日月星辰ブログ

Vive hodie.

書くと言うこと

もはやこの類の問題には自分で答えを出しているが、どうも覚悟の程が揺らいでくると、ついつい、久美沙織「新人賞の獲り方教えます」とか、栗本薫「小説道場」とか手を出したくなる。なるけれども、図書館で借りるぐらいで最近は踏みとどまっています。

のっけからハズカシイ話で恐縮です。小説を書きたい書きたい等と言っているやつは滅ぶべき、唾棄すべき、「書きたいと思ったそのときには! すでに書いているものだぜ」とはいうものの、つねにふにゃふにゃなのでこういった恥ずかしくも痛々しい「書きたい人」の話にも大いに共感するところがあるし、自分もその端くれだと思っています。思っているからハズカシイと思うのだ。多分。
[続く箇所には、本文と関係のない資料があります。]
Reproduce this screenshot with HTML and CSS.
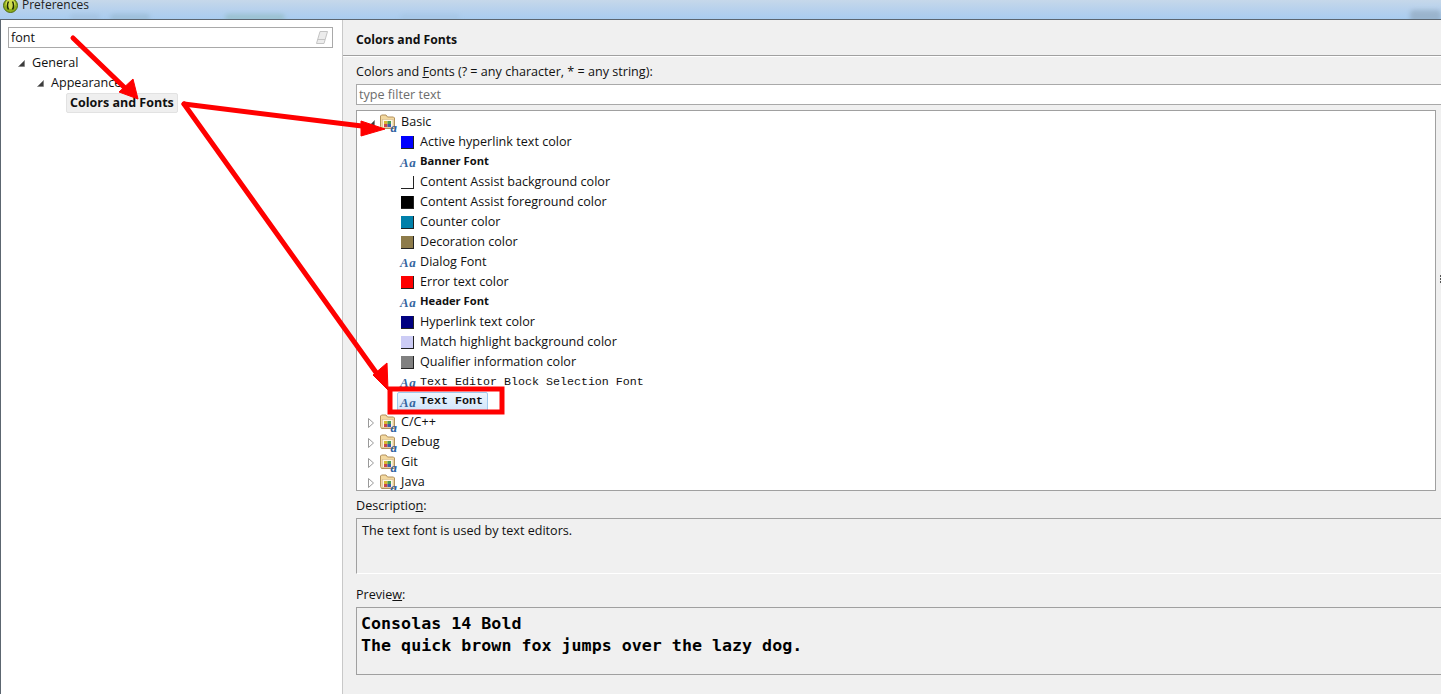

で今日は久美沙織の「小説を書きたがる人々」をご近所の図書館で借りてきて90年代臭にうっとりしていたわけですが、そろそろ、この「書きたい人々てんこ盛り」の時代も終わったんじゃないかなー、と最近は思います。

だって、小説家という職業に、前ほど夢がなくなったもの。

今の時代、小説家になったって一攫千金はさしてねらえず、映画にぐらいなれば原作者印税ぐらいは入るかも知らんが、それだって一生左うちわで暮らせるかというと決してそんなことは無いに違いなく、そもそも、邦画のヒットが行ってもせいぜい興収10億で、しかもその原作がマンガ、みたいな世の中ですよ。作家になんかなるぐらいなら漫画家になったほうが儲かるし、ファンもつくというものです。

90年代よりも「作家」という仕事自体がきらびやかなものじゃなくなったような気もします。ので今、書きたいと思っている人間はきっとそこそこそぎ落とされたに違いない。この手の本で諸行無常を感じることなど、想像もしていなかったのですが。だって小説なんかかくよりも、ビジネス書とか自己啓発書とかで作家になったほうがもうかるだろうし、久美沙織が一貫してちくちく、言外に指摘する「書きたい人たちの自意識」も満たされるであろうから。

つまり則ち、書きたい奴はこれからが実はサバイバルじゃないかしら。それでもあんたは書きたいかい――? これに「はいな」と言えるぐらいの気概だけは、まだまだ持っているつもりです。

しかしでもさ、「小説家という職業の夢を削いだ犯人は誰だ?」とも少しだけ思うのでありますよ。しみじみとね。

追記:ばーっと書いたので書名とか著者名とかやばいほうこうで間違ってたので直しました。ひー。
追追記:こういうことは書けば書くほど恥の上塗りだとは思うけれども。格好つけない本来のところを吐露したつもり。